I just helped a client establish a valuation for his startup, and thought I’d discuss the topic a bit here. He hadn’t raised capital before, and his instinct was to value the startup based projections of future cash flows (i.e. Net Present Value analysis). That can work for a going concern, but startup valuations are typically driven by comparables, meaning recent valuations of other startups being financed.

At the time of this post, most seed-stage round valuations are between $500K and $2MM. Factors that determine where a startup falls along this spectrum include:

  • Quality of the team. Have they founded successful businesses before, and made money for investors?
  • Stage of development. Is this an entrepreneur with a business plan and nothing more? Does she have a prototype developed? Paying customers?
  • Size of the opportunity. Is this a company that could, in theory, become a $10MM business or $100MM business?

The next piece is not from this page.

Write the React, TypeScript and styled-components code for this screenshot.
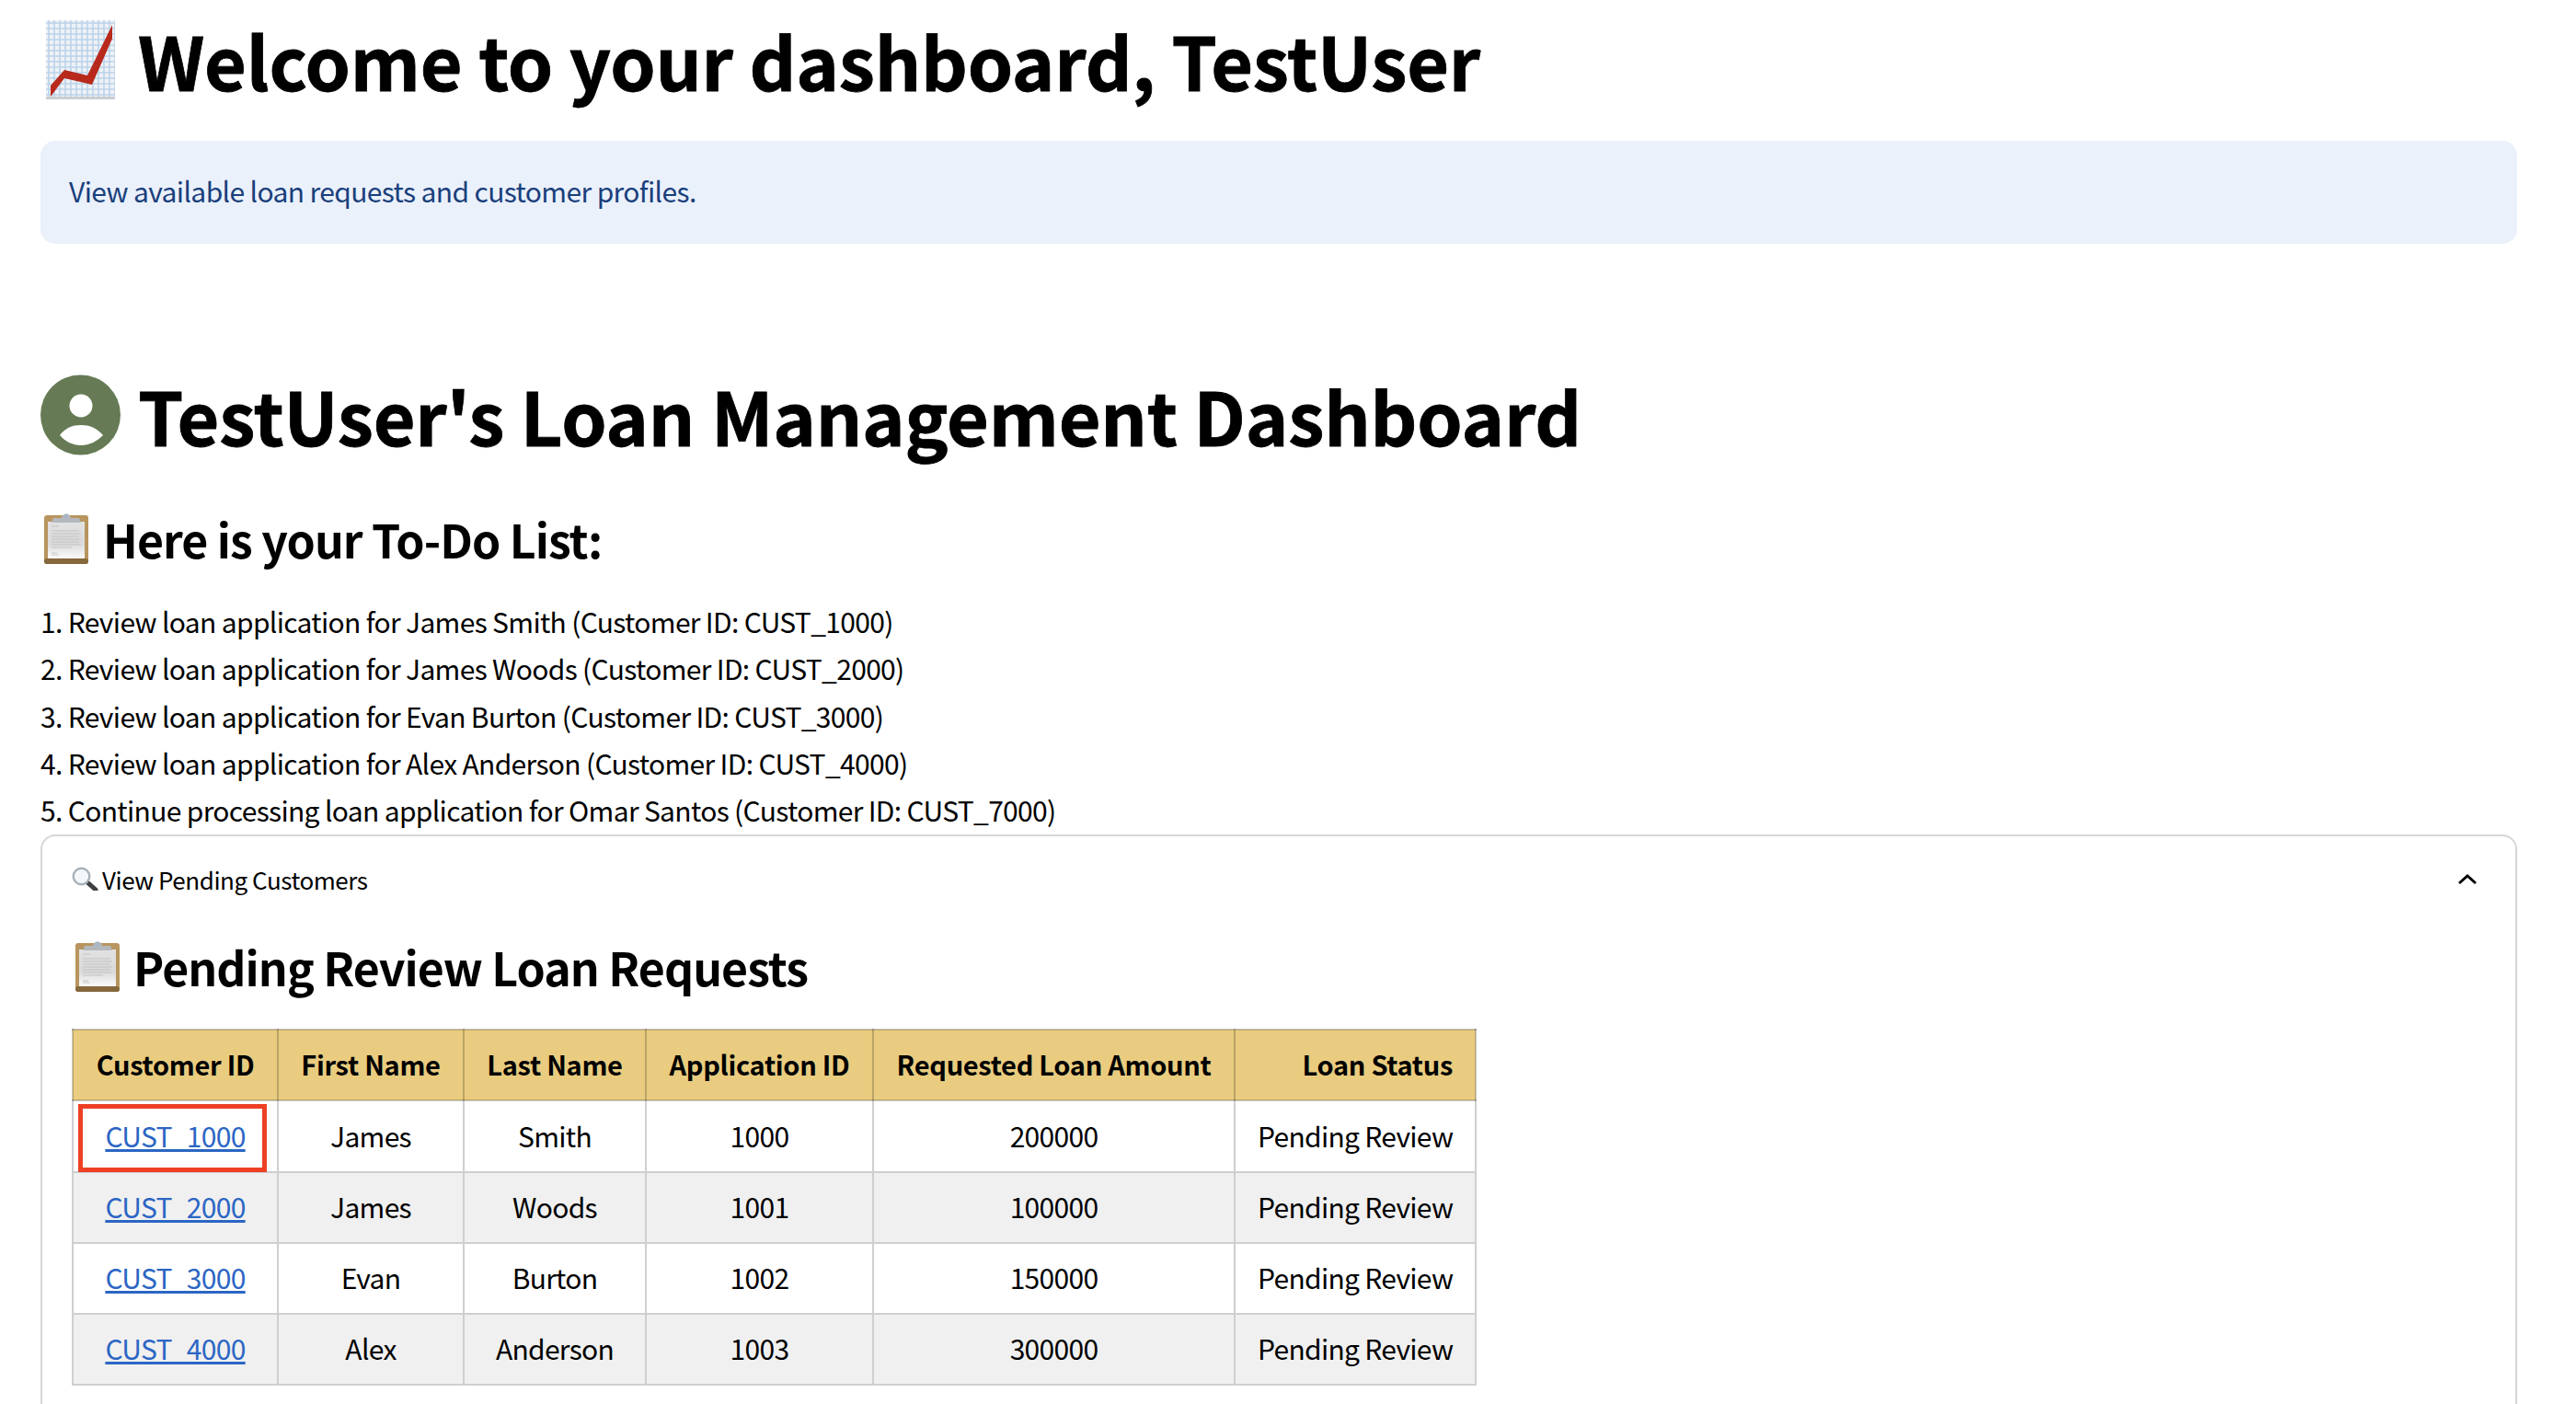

After considering these issues, we came up with a valuation. To be more specific, a pre-money valuation, or the value of his company today. Our number was $1.5MM. His goal is to raise $500K. So how much do his investors get? The math is pretty simple. Take the value of the company before the investment ($1.5MM), add the amount of the investment ($500K), and you have a post-money valuation ($2MM). The investors get $500K divided by $2MM, or 25% of the equity.

Like any good entrepreneur, he was concerned about giving away too much equity, and thought he should try for a $3MM pre-money valuation. It took a bit of discussion, but I convinced him otherwise. Of course, I want the best for my clients. But if he walked into a meeting with a sophisticated angel investor with a valuation that’s out of line with what’s happening in the market, he could lose credibility, and blow the deal. If he were to convince an unsophisticated investor (e.g. a family member) to take the higher valuation, he could have a different problem… Down the road, if he took money from a venture capital firm, they might strike a tougher bargain, in which case (depending on terms) the unsophisticated investor could suffer significant dilution.

Have thoughts on valuations of early stage companies? Please share them below.

One Response to Valuation

  1. Halley says:

    Great post!

    Another place to check in for up to the minute deal flows over the last 12 months can be found here: (a company I work with who has leveraged the angelsoft platform was pointed to these statistics when we were trying to get more traction on our project).

    Another interesting consideration when making the valuation decision, can sometimes come in the form of asking yourself the hard questions like “if you really ‘sucked it up’ would you be able to do this without investment dollars? Or at least get it to the next level of a business – where it may start generating modest revenue?” If the answer to that questions is yes, I’d be inclined to say “do it” and leave your valuation where it is.

    If on the other hand, your answer is “no” and those angel dollars are the difference between your idea staying an idea, and your idea being a business – then you ought to set your valuation at a more appealing price-point for an investor to take interest, because at that point the question is moodt. You’re deciding between less of 100% over more of 0% which is just illogical.

    Thanks again for the great reading material.